Far-right extremism is heavily driven by the weaponization of online youth culture and the use of satire and humor that positions the far right as a kind of countercultural, edgy resistance to “triggered snowflakes” in the mainstream. It leans into language that evokes American history and national myths, with rhetoric focused on freedom, heroic defense of the nation and the Constitution, and an aspiration to courageous revolutionary action that will thwart threats from illegitimate rule. This kind of rhetoric has helped fuel significant growth in the unlawful militia movement.
Domestic extremism is also highly adaptable by nature. Far-right extremism has absorbed wide swaths of disaffected citizens upset about recent Covid-19 shutdowns and mask and vaccine mandates, alongside more traditional grievances related to immigration and demographic change. It is fueled by massive amounts of disinformation and propaganda that ranges from Holocaust denial and scientific racism to conspiracy theories about a global cabal of elites trafficking in children. Its radicalization pathways are disjointed and lead to violent outcomes in sometimes unpredictable ways. Most far-right terrorists aren’t affiliated with groups at all.
Countering these forms of extremism requires a different approach than the ones we have become familiar with in the aftermath of 9/11 and the global war on terror that ensued. The counterterrorism approaches of the past two decades focused heavily on law enforcement readiness, aiming to prevent violent extremism by improving surveillance, intelligence, and the use of tactics like extremist group infiltration.

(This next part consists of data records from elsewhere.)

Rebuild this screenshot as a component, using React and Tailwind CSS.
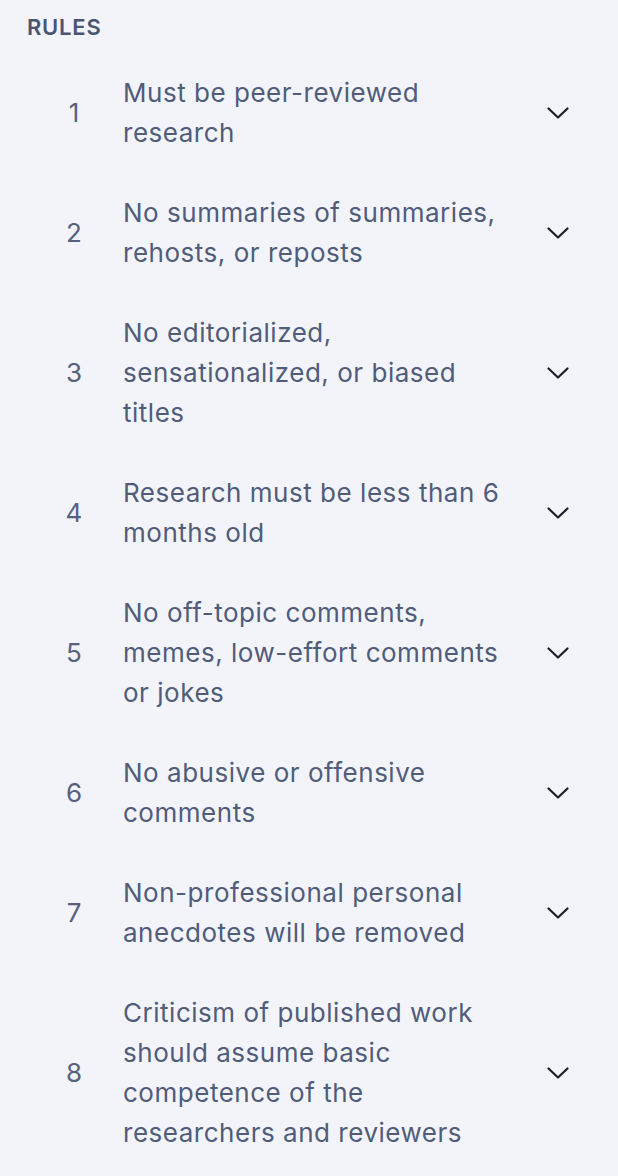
import React from "react";

const rules = [
  "Must be peer-reviewed research",
  "No summaries of summaries, rehosts, or reposts",
  "No editorialized, sensationalized, or biased titles",
  "Research must be less than 6 months old",
  "No off-topic comments, memes, low-effort comments or jokes",
  "No abusive or offensive comments",
  "Non-professional personal anecdotes will be removed",
  "Criticism of published work should assume basic competence of the researchers and reviewers",
];

function Chevron() {
  return (
    <svg width="22" height="12" viewBox="0 0 22 12" fill="none">
      <polyline
        points="1.5,1.5 11,10.5 20.5,1.5"
        stroke="#1c1f26"
        strokeWidth="2.2"
        strokeLinecap="round"
        strokeLinejoin="round"
      />
    </svg>
  );
}

export default function App() {
  return (
    <div
      className="w-[618px] min-h-[1176px] bg-[#f2f4f9]"
      style={{ fontFamily: "Inter, 'Noto Sans', sans-serif" }}
    >
      {/* HEADER */}
      <div className="h-[53px] pt-[13px] pl-[27px]">
        <h2 className="text-[22px] leading-[28px] font-semibold text-[#4a5572] tracking-[0.035em]">
          RULES
        </h2>
      </div>

      {/* LIST */}
      <ul>
        {rules.map((rule, i) => (
          <li
            key={i}
            className="flex items-center py-[20px] pl-[54px] pr-[49px] cursor-pointer"
          >
            <span className="w-[40px] text-center text-[26px] leading-[40px] text-[#56617d]">
              {i + 1}
            </span>
            <span className="flex-1 ml-[29px] mr-[28px] text-[26px] leading-[40px] tracking-[0.02em] text-[#505c7a]">
              {rule}
            </span>
            <Chevron />
          </li>
        ))}
      </ul>
    </div>
  );
}
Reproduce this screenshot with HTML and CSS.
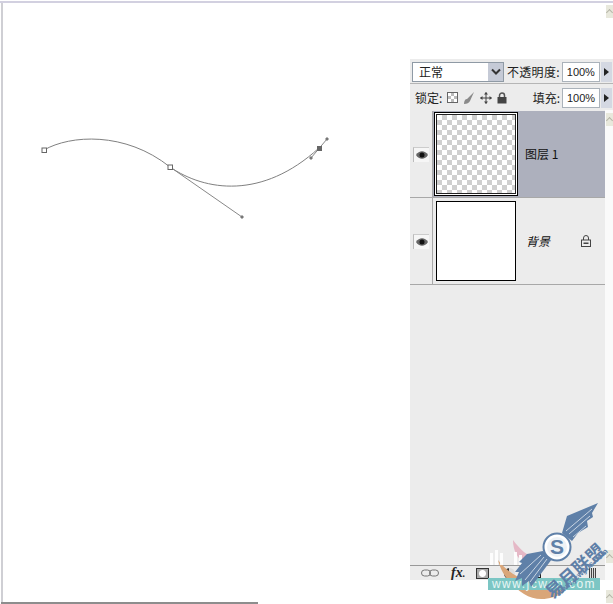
FILE: index.html
```html
<!DOCTYPE html>
<html lang="zh">
<head>
  <meta charset="UTF-8">
  <meta name="viewport" content="width=device-width, initial-scale=1.0">
  <title>图层</title>
  <link rel="stylesheet" href="styles.css">
</head>
<body>
  <div class="page">
    <div class="top-rule"></div>
    <div class="main">
      <div class="canvas">
        <svg class="path-art" viewBox="0 0 410 600" width="410" height="600">
          <path class="curve" d="M44 150C70 135 125 131 170 167"/>
          <path class="curve" d="M170 167C205 191 262 200 319 148"/>
          <path class="handle" d="M170 167L242 217"/>
          <path class="handle" d="M311 158L327 139"/>
          <rect class="anchor" x="42" y="148" width="4.500" height="4.500"/>
          <rect class="anchor" x="168" y="165" width="4.500" height="4.500"/>
          <rect class="anchor-on" x="317" y="146" width="5" height="5"/>
          <path class="knob" d="M242 215l2 2-2 2-2-2z"/>
          <path class="knob" d="M311 156l2 2-2 2-2-2z"/>
          <path class="knob" d="M327 137l2 2-2 2-2-2z"/>
        </svg>
      </div>

      <div class="side">
        <div class="panel">
          <div class="row row-blend">
            <div class="select">
              <span class="select-text">正常</span>
              <span class="select-btn">
                <svg viewBox="0 0 12 8" width="12" height="8"><path d="M2 1.500l4 4 4-4" fill="none" stroke="#333" stroke-width="2"/></svg>
              </span>
            </div>
            <span class="label label-opacity">不透明度:</span>
            <span class="field">100%</span>
            <span class="arrow"></span>
          </div>

          <div class="row row-lock">
            <span class="label">锁定:</span>
            <div class="lock-icons">
              <span class="lock-check"></span>
              <svg viewBox="0 0 12 12" width="12" height="12"><path d="M1 12c0-3 1-5 3-5L11 0 7 9c-1 2-3 3-6 3z" fill="#8a8a8a"/></svg>
              <svg viewBox="0 0 12 12" width="12" height="12"><path d="M6 0.500V11.500M0.500 6H11.500" stroke="#444" fill="none"/><path d="M6 0l2 2.500H4zM6 12l2-2.500H4zM0 6l2.500-2v4zM12 6L9.500 4v4z" fill="#444"/></svg>
              <svg viewBox="0 0 10 12" width="10" height="12"><path d="M2.500 5V3.500a2.500 2.500 0 0 1 5 0V5" fill="none" stroke="#555" stroke-width="1.500"/><rect x="0.500" y="5" width="9" height="6.500" fill="#444"/></svg>
            </div>
            <span class="label label-fill">填充:</span>
            <span class="field">100%</span>
            <span class="arrow"></span>
          </div>

          <div class="layers">
            <div class="layer layer-active">
              <div class="eye-cell">
                <span class="eye"><svg viewBox="0 0 14 10" width="14" height="10"><path d="M1 5c3-5 9-5 12 0-3 5-9 5-12 0z" fill="#666"/><circle cx="7" cy="5" r="2.500" fill="#111"/></svg></span>
              </div>
              <div class="layer-body">
                <div class="thumb thumb-active"><div class="thumb-check"></div></div>
                <span class="layer-name">图层 1</span>
              </div>
            </div>
            <div class="layer">
              <div class="eye-cell">
                <span class="eye"><svg viewBox="0 0 14 10" width="14" height="10"><path d="M1 5c3-5 9-5 12 0-3 5-9 5-12 0z" fill="#666"/><circle cx="7" cy="5" r="2.500" fill="#111"/></svg></span>
              </div>
              <div class="layer-body">
                <div class="thumb thumb-plain"></div>
                <span class="layer-name layer-name-bg">背景</span>
                <svg class="layer-lock" viewBox="0 0 10 12" width="10" height="12"><path d="M2.500 5V3a2.500 2.500 0 0 1 5 0v2" fill="none" stroke="#444"/><rect x="0.500" y="5" width="9" height="6.500" fill="#eee" stroke="#444"/><rect x="2.500" y="7.500" width="5" height="1.500" fill="#444"/></svg>
              </div>
            </div>
          </div>

          <div class="spacer"></div>

          <div class="tools">
            <svg viewBox="0 0 18 8" width="18" height="8"><rect x="0.500" y="1" width="9" height="6" rx="3" fill="none" stroke="#777"/><rect x="8.500" y="1" width="9" height="6" rx="3" fill="none" stroke="#777"/></svg>
            <span class="tool-fx">fx<small>.</small></span>
            <span class="tool-mask"></span>
            <span class="tool-adjust"></span>
            <span class="tool-folder"></span>
            <span class="tool-trash"></span>
          </div>
        </div>
        <div class="scroll-strip">
          <span class="scroll-btn scroll-head"></span>
          <span class="scroll-btn scroll-top"></span>
          <span class="scroll-btn scroll-low"></span>
          <span class="scroll-btn scroll-end"></span>
        </div>
      </div>
    </div>

    <div class="bottom-rule"></div>

    <div class="stamp">
      <svg class="stamp-art" viewBox="480 495 133 109" width="133" height="109">
        <path d="M513 540c6 8 12 14 18 16l-6 8c-8-6-12-14-12-24z" fill="#e5b8c6"/>
        <path d="M498 560c14 18 34 26 60 24l6 8c-12 8-28 10-40 2-12-8-22-18-26-34z" fill="#d9a679"/>
        <g fill="#fff" opacity=".9">
          <rect x="490" y="553" width="3" height="12"/>
          <rect x="495" y="550" width="3" height="15"/>
          <rect x="500" y="553" width="3" height="12"/>
          <rect x="514" y="552" width="3" height="13"/>
          <rect x="519" y="555" width="3" height="10"/>
        </g>
      </svg>
      <span class="stamp-band">www.jcwcn.com</span>
      <svg class="stamp-art stamp-front" viewBox="480 495 133 109" width="133" height="109">
        <path d="M562 533L567 516 598 503 592 513 593 517 587 521 588 527 578 533 572 541z" fill="#5f80a8"/>
        <path d="M566 531L592 509M569 534L590 516M573 537L586 526" stroke="#c8d4e2" stroke-width="1"/>
        <path d="M543 551L527 554 519 562 522 563 515 572 519 572 515 581 522 578 522 586 529 581 531 587 552 559z" fill="#5f80a8"/>
        <path d="M541 555L520 574M544 557L525 580M547 559L530 582" stroke="#c8d4e2" stroke-width="1"/>
        <circle cx="557" cy="547" r="13.500" fill="#fff" stroke="#5f80a8" stroke-width="2"/>
        <circle cx="557" cy="547" r="10" fill="#eef2f6"/>
      </svg>
      <span class="stamp-s">S</span>
      <span class="stamp-title">易月联盟</span>
      <span class="stamp-url">www.jcwyus.com</span>
    </div>
  </div>
</body>
</html>
```

FILE: styles.css
```css
html, body {
  margin: 0;
  padding: 0;
  background: #fff;
}
.page {
  position: relative;
  width: 613px;
  height: 604px;
  overflow: hidden;
  font-family: "Noto Sans CJK SC", "Liberation Sans", sans-serif;
  color: #222;
}
.top-rule {
  height: 2px;
  margin-top: 1px;
  background: #d2d0e0;
}
.main {
  display: flex;
  height: 601px;
}

/* canvas with the pen path */
.canvas {
  width: 409px;
  height: 599px;
  margin-left: 1px;
  box-sizing: border-box;
  border-left: 2px solid #cfcfd4;
  flex: none;
  overflow: hidden;
}
.path-art {
  display: block;
  margin: -3px 0 0 -3px;
}
.curve {
  fill: none;
  stroke: #808080;
  stroke-width: 1;
}
.handle {
  fill: none;
  stroke: #888;
  stroke-width: 1;
}
.anchor {
  fill: #fff;
  stroke: #666;
  stroke-width: 1;
}
.anchor-on { fill: #666; }
.knob { fill: #777; }

/* layers panel */
.side {
  flex: none;
  width: 203px;
  margin-top: 56px;
  height: 521px;
  display: flex;
  flex-direction: column;
  position: relative;
}
.panel {
  height: 100%;
  display: flex;
  flex-direction: column;
  background: #ececec;
  width: 195px;
}
.row {
  width: 203px;
  flex: none;
  display: flex;
  align-items: center;
  box-sizing: border-box;
  background: #ececec;
}
.row-blend {
  height: 25px;
  padding: 2px 1px 0 2px;
  border-bottom: 1px solid #b5b5b5;
}
.row-lock {
  height: 27px;
  padding: 0 1px 0 5px;
}
.label {
  font-size: 12px;
  line-height: 16px;
  white-space: nowrap;
}
.label-opacity {
  margin: 0 2px 0 3px;
  letter-spacing: 0.300px;
}
.label-fill { margin: 0 2px 0 auto; }
.select {
  width: 92px;
  height: 20px;
  box-sizing: border-box;
  border: 1px solid #8f9aa5;
  background: #fff;
  display: flex;
  justify-content: space-between;
  align-items: stretch;
}
.select-text {
  font-size: 12px;
  line-height: 18px;
  padding-left: 6px;
}
.select-btn {
  width: 15px;
  background: #c5cad6;
  display: flex;
  align-items: center;
  justify-content: center;
}
.field {
  width: 38px;
  height: 20px;
  box-sizing: border-box;
  border: 1px solid #aab2ba;
  background: #fff;
  font-family: "Liberation Sans", sans-serif;
  font-size: 11px;
  line-height: 18px;
  text-align: center;
  flex: none;
}
.arrow {
  width: 11px;
  height: 20px;
  margin-left: 1px;
  flex: none;
  box-sizing: border-box;
  background: #d4d8e2;
  position: relative;
}
.arrow::after {
  content: "";
  position: absolute;
  left: 3px;
  top: 6px;
  border-left: 5px solid #222;
  border-top: 4px solid transparent;
  border-bottom: 4px solid transparent;
}
.lock-icons {
  display: flex;
  align-items: center;
  gap: 5px;
  margin-left: 5px;
}
.lock-check {
  width: 11px;
  height: 11px;
  box-sizing: border-box;
  border: 1px solid #666;
  background: conic-gradient(#bbb 25%, #fff 0 50%, #bbb 0 75%, #fff 0) 0 0 / 6px 6px;
}

.layers {
  flex: none;
}
.layer {
  height: 87px;
  display: flex;
  box-sizing: border-box;
  border-bottom: 1px solid #a8a8a8;
}
.eye-cell {
  width: 23px;
  flex: none;
  box-sizing: border-box;
  border-right: 1px solid #a8a8a8;
  display: flex;
  align-items: center;
  padding-left: 3px;
}
.eye {
  width: 16px;
  height: 15px;
  background: #f6f6f6;
  border-left: 1px solid #bbb;
  border-top: 1px solid #ccc;
  box-sizing: border-box;
  display: flex;
  align-items: center;
  justify-content: center;
}
.layer-body {
  flex: 1;
  display: flex;
  align-items: center;
  position: relative;
}
.layer-active .layer-body { background: #adb0bd; }
.thumb { flex: none; }
.thumb-active {
  width: 84px;
  height: 84px;
  margin-left: 1px;
  box-sizing: border-box;
  border: 1px solid #000;
  background: #fff;
  padding: 1px;
}
.thumb-check {
  height: 100%;
  box-sizing: border-box;
  border: 1px solid #222;
  background: conic-gradient(#cfcfcf 25%, #fff 0 50%, #cfcfcf 0 75%, #fff 0) 0 0 / 10px 10px;
}
.thumb-plain {
  width: 80px;
  height: 80px;
  margin-left: 3px;
  box-sizing: border-box;
  border: 1px solid #000;
  background: #fff;
}
.layer-name {
  font-size: 12px;
  line-height: 16px;
  margin-left: 7px;
  white-space: nowrap;
  color: #111;
}
.layer-name-bg {
  margin-left: 10px;
  font-style: italic;
}
.layer-lock { margin-left: 31px; }
.spacer { flex: 1; }

.tools {
  height: 15px;
  flex: none;
  box-sizing: border-box;
  border-top: 1px solid #999;
  display: flex;
  align-items: center;
  padding-left: 11px;
}
.tool-fx {
  margin-left: 12px;
  font-family: "Liberation Serif", serif;
  font-style: italic;
  font-weight: bold;
  font-size: 14px;
  line-height: 14px;
}
.tool-fx small {
  font-size: 10px;
  margin-right: 11px;
}
.tool-mask {
  width: 13px;
  height: 11px;
  box-sizing: border-box;
  border: 1px solid #333;
  background: radial-gradient(circle, #fff 3px, #aaa 4px);
}
.tool-adjust {
  width: 11px;
  height: 11px;
  margin-left: 15px;
  border-radius: 50%;
  background: linear-gradient(90deg, #333 50%, #ddd 50%);
}
.tool-folder {
  width: 11px;
  height: 9px;
  margin-left: 15px;
  box-sizing: border-box;
  border: 1px solid #222;
}
.tool-trash {
  width: 7px;
  height: 10px;
  margin-left: 48px;
  background: repeating-linear-gradient(90deg, #444 0 1px, #ddd 1px 2px);
}

.scroll-strip {
  position: absolute;
  top: 51px;
  left: 195px;
  width: 8px;
  height: 470px;
  background: #fafafa;
}
.scroll-btn {
  position: absolute;
  left: 1px;
  width: 7px;
  height: 13px;
  background: #e8e8dc;
}
.scroll-btn::after {
  content: "";
  position: absolute;
  left: 1px;
  top: 5px;
  width: 4px;
  height: 4px;
  border-left: 1px solid #b5b5a8;
  border-top: 1px solid #b5b5a8;
  transform: rotate(45deg);
}
.scroll-head { top: -105px; }
.scroll-top { top: 3px; }
.scroll-low { top: 440px; }
.scroll-end { top: 480px; }

/* strip along the bottom edge */
.bottom-rule {
  position: absolute;
  left: 1px;
  top: 602px;
  width: 257px;
  height: 2px;
  background: #8d8d8d;
}

/* site watermark over the corner */
.stamp {
  position: absolute;
  left: 480px;
  top: 495px;
  width: 133px;
  height: 109px;
  overflow: hidden;
}
.stamp-art {
  display: block;
}
.stamp-front {
  position: absolute;
  left: 0;
  top: 0;
}
.stamp-s {
  position: absolute;
  left: 69px;
  top: 40px;
  width: 16px;
  text-align: center;
  font-family: "Liberation Sans", sans-serif;
  font-weight: bold;
  font-size: 21px;
  line-height: 24px;
  color: #5f80a8;
}
.stamp-band {
  position: absolute;
  left: 8px;
  top: 83px;
  width: 112px;
  height: 12px;
  background: #7cc6c4;
  color: #e8f6f5;
  font-family: "Liberation Sans", sans-serif;
  font-size: 12px;
  line-height: 12px;
  letter-spacing: 1.500px;
  white-space: nowrap;
  text-align: center;
}
.stamp-title {
  position: absolute;
  left: 58px;
  top: 64px;
  width: 72px;
  text-align: center;
  font-size: 18px;
  line-height: 22px;
  font-weight: 700;
  color: #5f80a8;
  transform: rotate(-42deg);
  white-space: nowrap;
}
.stamp-url {
  position: absolute;
  left: 70px;
  top: 74px;
  width: 62px;
  text-align: center;
  font-family: "Liberation Sans", sans-serif;
  font-weight: bold;
  font-size: 8px;
  line-height: 10px;
  color: #5f80a8;
  transform: rotate(-42deg);
  white-space: nowrap;
}
```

The clear aim was oriented toward fringe groups, with a goal of monitoring and disrupting plots before they were executed.
The rampant spread of disinformation and dangerous conspiracy theories poses a threat to our communities, our elections, and our democracy itself.
Those efforts may well still be necessary into the future. International and Islamist terrorism still represents a tremendous threat to the U.S. and to our allies around the world. And new forms of extremism, including unexpected cross-ideological coalitions, are ever-evolving. But we can’t repeat the mistakes of the past by turning a blind eye toward any form of extremism across the ideological spectrum.
But to effectively address the domestic violent extremism we face today, we have to shift our focus from the fringe to the mainstream. The rampant spread of disinformation and dangerous conspiracy theories poses a threat to our communities, our elections, and our democracy itself. We need earlier prevention and intervention that equips everyone with the tools to recognize and resist propaganda, disinformation, and the persuasive tactics of extremist rhetoric.
Focusing on the kinds of digital literacy that might help ordinary individuals be more resistant to propaganda and disinformation will not solve all our problems with domestic violent extremism. We must also find ways to address the underlying social and political issues that help drive extremists’ grievances. Counterterrorism experts too often treat white supremacist extremism, for example, as if it is separate from the broader, systemic problem of white supremacy itself. We ignore intersecting issues that clearly drive violence, like the widespread availability of weapons and a lack of effective gun control. Any successful approach to combating domestic extremism will need to be deep and multifaceted.
But investing in prevention that equips the mainstream to resist the persuasive tactics of the extremist fringe is an essential step in stemming the spread of domestic extremism. As we acknowledge and honor the anniversary of 9/11, there is no better time to call on everyone in the mainstream to recognize the part they play in defending democracy.